* start Information supplied *
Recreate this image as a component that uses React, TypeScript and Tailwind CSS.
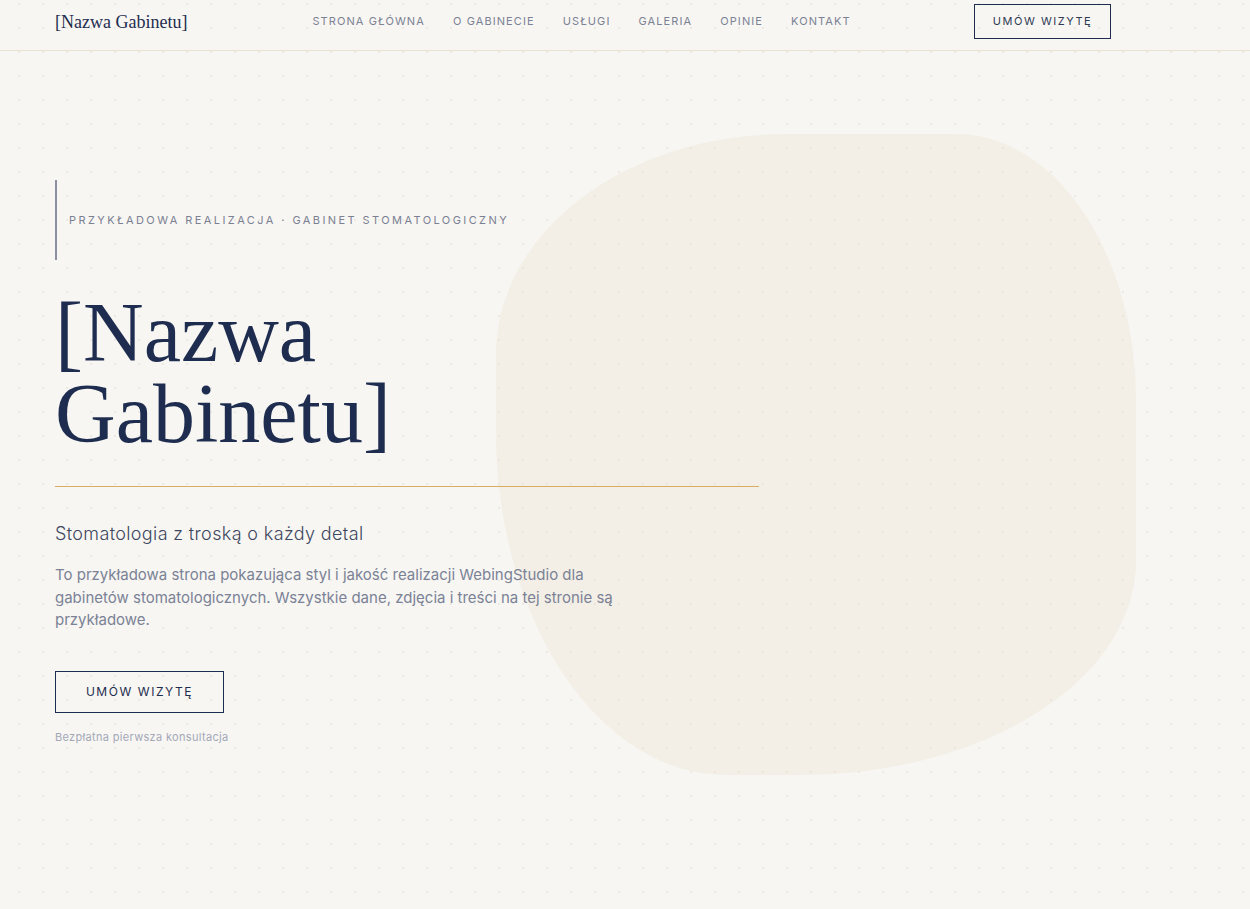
const navItems = ['STRONA GŁÓWNA', 'O GABINECIE', 'USŁUGI', 'GALERIA', 'OPINIE', 'KONTAKT'];

const serif = "font-['Liberation_Serif','DejaVu_Serif',serif]";

function Header() {
  return (
    <header className="relative z-10 h-[51px] border-b border-[#e9e1d3]">
      <div className="h-[43px] flex items-center pl-[55px] pr-[139px]">
        <a className={`${serif} text-[18px] text-[#1e2d4f] leading-none`}>[Nazwa Gabinetu]</a>
        <nav className="ml-[125px] flex items-center gap-[28px]">
          {navItems.map((item) => (
            <a key={item} className="text-[11px] tracking-[0.1em] text-[#7c8295]">
              {item}
            </a>
          ))}
        </nav>
        <button className="ml-auto h-[35px] w-[137px] border border-[#1e2d4f] text-[11px] tracking-[0.14em] text-[#2f3a55]">
          UMÓW WIZYTĘ
        </button>
      </div>
    </header>
  );
}

export default function App() {
  return (
    <div className="relative min-h-screen overflow-hidden bg-[#f7f6f2] bg-[radial-gradient(circle,#ece9e3_1px,transparent_1.3px)] bg-[size:24px_24px] bg-[position:7px_-8px] font-['Inter','Noto_Sans',sans-serif]">
      {/* decorative blob */}
      <div className="pointer-events-none absolute left-[496px] top-[134px] h-[641px] w-[640px] bg-[rgba(232,218,196,0.25)] rounded-[290px_180px_336px_230px/220px_266px_214px_344px]" />

      <Header />

      <main className="relative pl-[55px] pt-[129px] pb-[160px]">
        <div className="h-[80px] border-l-2 border-[#8a90a0] pl-[12px] flex items-center">
          <p className="text-[11px] tracking-[0.22em] text-[#7b8193]">
            PRZYKŁADOWA REALIZACJA · GABINET STOMATOLOGICZNY
          </p>
        </div>

        <h1 className={`${serif} mt-[32px] text-[84px] leading-[81px] text-[#1e2d4f]`}>
          [Nazwa
          <br />
          Gabinetu]
        </h1>

        <div className="mt-[32px] h-px w-[704px] bg-[#d8ad63]" />

        <h2 className="mt-[34px] text-[18px] font-light leading-[26px] tracking-[0.02em] text-[#3e4760]">
          Stomatologia z troską o każdy detal
        </h2>

        <p className="mt-[17px] w-[560px] text-[15px] leading-[22.5px] text-[#7b8296]">
          To przykładowa strona pokazująca styl i jakość realizacji WebingStudio dla gabinetów
          stomatologicznych. Wszystkie dane, zdjęcia i treści na tej stronie są przykładowe.
        </p>

        <button className="mt-[39px] h-[42px] w-[169px] border border-[#1e2d4f] text-[12px] tracking-[0.13em] text-[#1e2d4f]">
          UMÓW WIZYTĘ
        </button>

        <p className="mt-[16px] text-[11px] tracking-[0.03em] text-[#a3a8b8]">Bezpłatna pierwsza konsultacja</p>
      </main>
    </div>
  );
}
* end Information supplied *
* _What needs to be done_
Reproduce all of the data exactly, omitting each picture it holds.

* _Answer to this task_
Recreate this image as a component that uses React, TypeScript and Tailwind CSS.
const navItems = ['STRONA GŁÓWNA', 'O GABINECIE', 'USŁUGI', 'GALERIA', 'OPINIE', 'KONTAKT'];

const serif = "font-['Liberation_Serif','DejaVu_Serif',serif]";

function Header() {
  return (
    <header className="relative z-10 h-[51px] border-b border-[#e9e1d3]">
      <div className="h-[43px] flex items-center pl-[55px] pr-[139px]">
        <a className={`${serif} text-[18px] text-[#1e2d4f] leading-none`}>[Nazwa Gabinetu]</a>
        <nav className="ml-[125px] flex items-center gap-[28px]">
          {navItems.map((item) => (
            <a key={item} className="text-[11px] tracking-[0.1em] text-[#7c8295]">
              {item}
            </a>
          ))}
        </nav>
        <button className="ml-auto h-[35px] w-[137px] border border-[#1e2d4f] text-[11px] tracking-[0.14em] text-[#2f3a55]">
          UMÓW WIZYTĘ
        </button>
      </div>
    </header>
  );
}

export default function App() {
  return (
    <div className="relative min-h-screen overflow-hidden bg-[#f7f6f2] bg-[radial-gradient(circle,#ece9e3_1px,transparent_1.3px)] bg-[size:24px_24px] bg-[position:7px_-8px] font-['Inter','Noto_Sans',sans-serif]">
      {/* decorative blob */}
      <div className="pointer-events-none absolute left-[496px] top-[134px] h-[641px] w-[640px] bg-[rgba(232,218,196,0.25)] rounded-[290px_180px_336px_230px/220px_266px_214px_344px]" />

      <Header />

      <main className="relative pl-[55px] pt-[129px] pb-[160px]">
        <div className="h-[80px] border-l-2 border-[#8a90a0] pl-[12px] flex items-center">
          <p className="text-[11px] tracking-[0.22em] text-[#7b8193]">
            PRZYKŁADOWA REALIZACJA · GABINET STOMATOLOGICZNY
          </p>
        </div>

        <h1 className={`${serif} mt-[32px] text-[84px] leading-[81px] text-[#1e2d4f]`}>
          [Nazwa
          <br />
          Gabinetu]
        </h1>

        <div className="mt-[32px] h-px w-[704px] bg-[#d8ad63]" />

        <h2 className="mt-[34px] text-[18px] font-light leading-[26px] tracking-[0.02em] text-[#3e4760]">
          Stomatologia z troską o każdy detal
        </h2>

        <p className="mt-[17px] w-[560px] text-[15px] leading-[22.5px] text-[#7b8296]">
          To przykładowa strona pokazująca styl i jakość realizacji WebingStudio dla gabinetów
          stomatologicznych. Wszystkie dane, zdjęcia i treści na tej stronie są przykładowe.
        </p>

        <button className="mt-[39px] h-[42px] w-[169px] border border-[#1e2d4f] text-[12px] tracking-[0.13em] text-[#1e2d4f]">
          UMÓW WIZYTĘ
        </button>

        <p className="mt-[16px] text-[11px] tracking-[0.03em] text-[#a3a8b8]">Bezpłatna pierwsza konsultacja</p>
      </main>
    </div>
  );
}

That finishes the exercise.